Pantalunacy: Judge Pearson and the Drycleaners

By June 13, 2007Briefly Legal

The legal excesses, i.e., excrescences of one D.C. administrative judge, Roy Pearson, have finally burst beyond the Washington, D.C., media to sweep the nation by silly storm, thanks to the opening of the civil trial. Turn on the TV here in Bismarck and there’s ABC’s Jim Avila, telling the story of the judge who sued his drycleaners for millions of dollars because they lost his pants. (Previously recounted here.)

Even the trial lawyers are (mockedly) outraged, Avila reports:

“It’s outrageous and it’s shameful,” Bill Schulz, spokesman for the American Association for Justice, the largest trial lawyer group in the nation, told ABC News. The A.A.J. filed a complaint about Pearson recently with the District of Columbia bar association.
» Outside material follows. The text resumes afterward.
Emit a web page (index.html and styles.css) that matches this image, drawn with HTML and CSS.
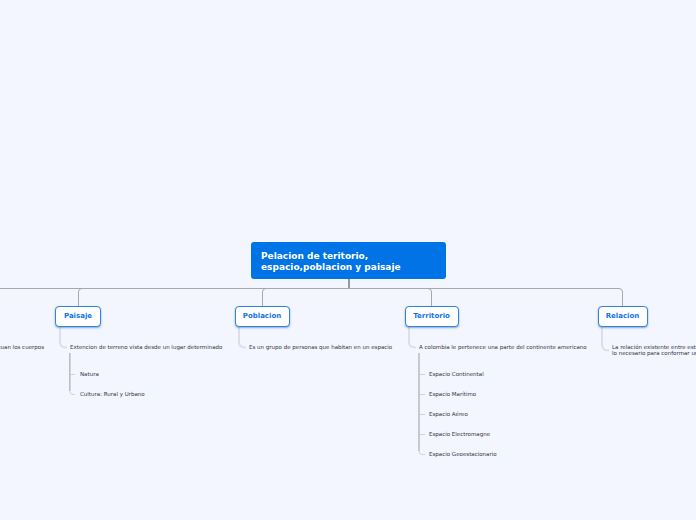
FILE: index.html
```html
<!DOCTYPE html>
<html lang="es">
<head>
<meta charset="utf-8">
<title>Pelacion de teritorio, espacio, poblacion y paisaje</title>
<link rel="stylesheet" href="styles.css">
</head>
<body>
<main class="map">
  <svg class="links" width="696" height="520" viewBox="0 0 696 520" aria-hidden="true">
    <g class="main-link">
      <path d="M0 288.5H619Q622.5 288.5 622.5 292V306"/>
      <path d="M78.5 306V292Q78.5 288.5 82 288.5"/>
      <path d="M262.5 306V292Q262.5 288.5 266 288.5"/>
      <path d="M431.5 306V292Q431.5 288.5 428 288.5"/>
      <path class="stem" d="M349 279V288"/>
    </g>
    <g class="sub-link">
      <path d="M60 326V342Q60 347.5 66 347.5H67"/>
      <path d="M239 326V342Q239 347.5 245 347.5H246"/>
      <path d="M409 326V342Q409 347.5 415 347.5H416"/>
      <path d="M602 326V344Q602 350.5 608 350.5H609"/>
    </g>
    <g class="leaf-tick">
      <path d="M69.8 391Q69.8 394.5 73 394.5H75"/>
      <path d="M69.8 374.5H75"/>
      <path d="M419 451Q419 454.5 422 454.5H425"/>
      <path d="M419 374.5H425"/>
      <path d="M419 394.5H425"/>
      <path d="M419 414.5H425"/>
      <path d="M419 434.5H425"/>
    </g>
    <g class="leaf-spine">
      <path d="M69.8 353V391"/>
      <path d="M419 353V451"/>
    </g>
  </svg>

  <h1 class="node root">Pelacion de teritorio,<br>espacio,poblacion y paisaje</h1>

  <div class="node topic topic-paisaje">Paisaje</div>
  <div class="node topic topic-poblacion">Poblacion</div>
  <div class="node topic topic-territorio">Territorio</div>
  <div class="node topic topic-relacion">Relacion</div>

  <p class="note note-espacio">Espacio donde se situan los cuerpos</p>
  <p class="note note-paisaje">Extencion de terreno vista desde un lugar determinado</p>
  <p class="note leaf-natura">Natura</p>
  <p class="note leaf-cultura">Cultura: Rural y Urbano</p>
  <p class="note note-poblacion">Es un grupo de personas que habitan en un espacio</p>
  <p class="note note-territorio">A colombia le pertenece una parte del continente americano</p>
  <p class="note leaf-e1">Espacio Continental</p>
  <p class="note leaf-e2">Espacio Marítimo</p>
  <p class="note leaf-e3">Espacio Aéreo</p>
  <p class="note leaf-e4">Espacio Electromagne</p>
  <p class="note leaf-e5">Espacio Geoestacionario</p>
  <p class="note note-relacion">La relación existente entre estos conceptos es<br>lo necesario para conformar un territorio</p>
</main>
</body>
</html>
```
FILE: styles.css
```css
html, body {
  margin: 0;
  padding: 0;
  height: 100%;
  overflow: hidden;
  background: #f3f6ff;
}

.map {
  position: relative;
  width: 696px;
  height: 520px;
  overflow: hidden;
  font-family: "DejaVu Sans", sans-serif;
}

.links {
  position: absolute;
  left: 0;
  top: 0;
}

.links path {
  fill: none;
}

.main-link path {
  stroke: #a8a8a8;
  stroke-width: 1;
}

.main-link .stem {
  stroke: #999;
  stroke-width: 2;
}

.sub-link path {
  stroke: #dcdfe8;
  stroke-width: 2;
}

.leaf-tick path {
  stroke: #d2d4dc;
  stroke-width: 1;
}

.leaf-spine path {
  stroke: #b8bac2;
  stroke-width: 1.5;
}

.node {
  position: absolute;
  box-sizing: border-box;
  margin: 0;
}

.root {
  left: 251px;
  top: 242px;
  width: 195px;
  height: 37px;
  padding: 9px 10px;
  border-radius: 3px;
  background: #0073e6;
  color: #fff;
  font-size: 9px;
  font-weight: 700;
  line-height: 11px;
}

.topic {
  top: 306px;
  height: 20.5px;
  border: 1.5px solid #2f86e0;
  border-radius: 4px;
  background: #fff;
  box-shadow: 0 1px 2px rgba(40, 90, 160, 0.5);
  color: #0f74e6;
  font-size: 7px;
  font-weight: 700;
  line-height: 19px;
  text-align: center;
}

.topic-paisaje { left: 55px; width: 46px; }
.topic-poblacion { left: 234.5px; width: 55px; }
.topic-territorio { left: 404.5px; width: 54px; }
.topic-relacion { left: 597.5px; width: 50px; }

.note {
  position: absolute;
  margin: 0;
  color: #333340;
  font-size: 5.5px;
  line-height: 6px;
  white-space: nowrap;
}

.note-espacio { right: 652px; top: 344px; }
.note-paisaje { left: 70px; top: 344px; }
.leaf-natura { left: 80px; top: 371px; }
.leaf-cultura { left: 80px; top: 391px; }
.note-poblacion { left: 249px; top: 344px; }
.note-territorio { left: 419px; top: 344px; }
.leaf-e1 { left: 429px; top: 371px; }
.leaf-e2 { left: 429px; top: 391px; }
.leaf-e3 { left: 429px; top: 411px; }
.leaf-e4 { left: 429px; top: 431px; }
.leaf-e5 { left: 429px; top: 451px; }
.note-relacion { left: 612px; top: 344px; }
```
(Interesting. The broadcast news last night had Schulz representing the American Trial Lawyers Association. Apparently some editor recognized after the show that the group had changed its name to hide its reputation, although, of course, they remain more interested in representing trial lawyers than justice.)

Anyway, the DCist blog has a quick and dirty and link-rich summary — we can get that dirt out for you — of the trial, with the big news being Pearson’s crying over the lost pants, his weight gain and painful divorce. What, did the cleaners forget to let out the waist by an inch?

The Washington Post’s Marc Fisher reported on and is now blogging the (boring) proceedings.

We’ll check back with a summary once justice is done.

Oh, right, too late for justice…at least for the poor Chungs and Custom Cleaners.

Join the discussion One Comment

  • I can’t believe this judge got a trial over this. It makes America the laughingstalk of the world. Valid cases are being disposed of through dismissals and summary judgments. For instance, my son has been trying to get a trial for seven years! He has a very good medical malpractice case. He has permanent impairment due to the hospital treating him for a dislocation when really his arm was broken, necessitating surgery for a fracture that couldn’t be detected in the original x-rays. Res ispo loquitor, or the thing speaks for itself. He has no attorney. His attorney dropped him after an unfavorable vote of the medical panel. It’s a requirement that you go before this panel here in Maine before you can file a med malpractice lawsuit. I helped him respond to the motion for summary judgment, but the judge ruled against him so now in order to get a trial we must win the appeal. It’s like our lawyer skills are on trial instead of what should really be on trial… the physician’s and hospital’s medical skills. I’ve written about this and other scandal in my state. My book is proof of failed or failing fast judicial and political systems!